Another book to add to my list of novels in my favourite genre: Women’s Wrongs. I was crawling out of my skin with existential dread and second-hand anxiety, in this story about jealousy, the political & ethical implications of technology, friendship, and the concept of “originality” in art.
I loved this book SO much. Its themes bore frightening resemblances to Severance, Yellowface, Black Mirror, and Ling Ling Huang’s own Natural Beauty.
Immaculate Conception is set in an aesthetic dystopia: a place where the under-privileged are shielded from the things they can't have, and where the privileged are shielded from witnessing the social consequences of their lives. The burden of envy and the burden of guilt, are both inconveniences muted in a separated world.
Enka's life is dedicated to transcending these invisible barriers. Against all odds, she makes it into a prestigious art school in a new world and becomes entangled in a profound co-dependent friendship with the haunted artistic genius Mathlide.
“From the moment we became friends, she and I constructed ourselves in relation to one another…I only know who I am in relation to her.”
Enka’s love for Mathilde is unwavering. Through the black hole of Mathilde’s trauma, Enka breathes in so that Mathilde can breathe out. An unbroken circle of loyalty and care. But there is also a deep and wretched jealousy that gnaws at the edges of Enka’s love for Mathilde..
When technological advances invade the art world, corrupting and co-opting everything Enka has worked so hard to achieve, Mathilde’s subversive and incomparable work remained untouched by anything but her own trauma.
But there is a way to free them both. A cutting-edge technology may be the bridge between Enka and Mathilde that will heal the black hole of trauma, close the gap between Mathilde’s genius and Enka’s ambition, and allow Enka to inhabit the mind of the person she loves & idolizes most.

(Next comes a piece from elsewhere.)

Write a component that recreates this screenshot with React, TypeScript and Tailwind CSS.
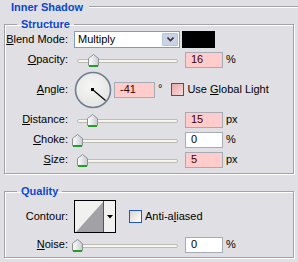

This unforgettable story asks us what we would do for success, and what cost we would pay to make our dreams come true..
An all-consuming, feverish 5 stars from me.

This was so good. It’s definetly weird and thought provoking. I could not stop reading this. This author easily turned into an auto buy author for me. I can’t wait to see what they write next.

4 stars
In the age of AI, one must wonder what opportunities for originality are left. Ideally, all forms of art afford individuals the space to express themselves and help others form community and deeper understandings of the human condition. At minimum, humans possess some originality based on the nature of our specific experiences and identities, right?
Huang plays with all of this and so much more in this newest effort, which is utterly chiiling, especially for those of us who are immersed in arts and humanities on the daily. Enka and Mathilde are the platform for this exploration, and what happens to them is both futuristic and somehow seems like it could be happening in a bunker at this very moment. Uncovering exactly WHAT these characters are up to at specific moments is a lot of the fun of this novel, so I'm staying intentionally vague, but this is a thought provoking and in many ways disturbing journey that I both feared and loved.
I have no doubt that I'll be thinking about this book for a long time, and I hope that's because the concept continues to fascinate me rather than because it's becoming a daily reality.
I enjoyed this enough to get in a very long Libby line for Huang's first book, and I'll absolutely be back for the next.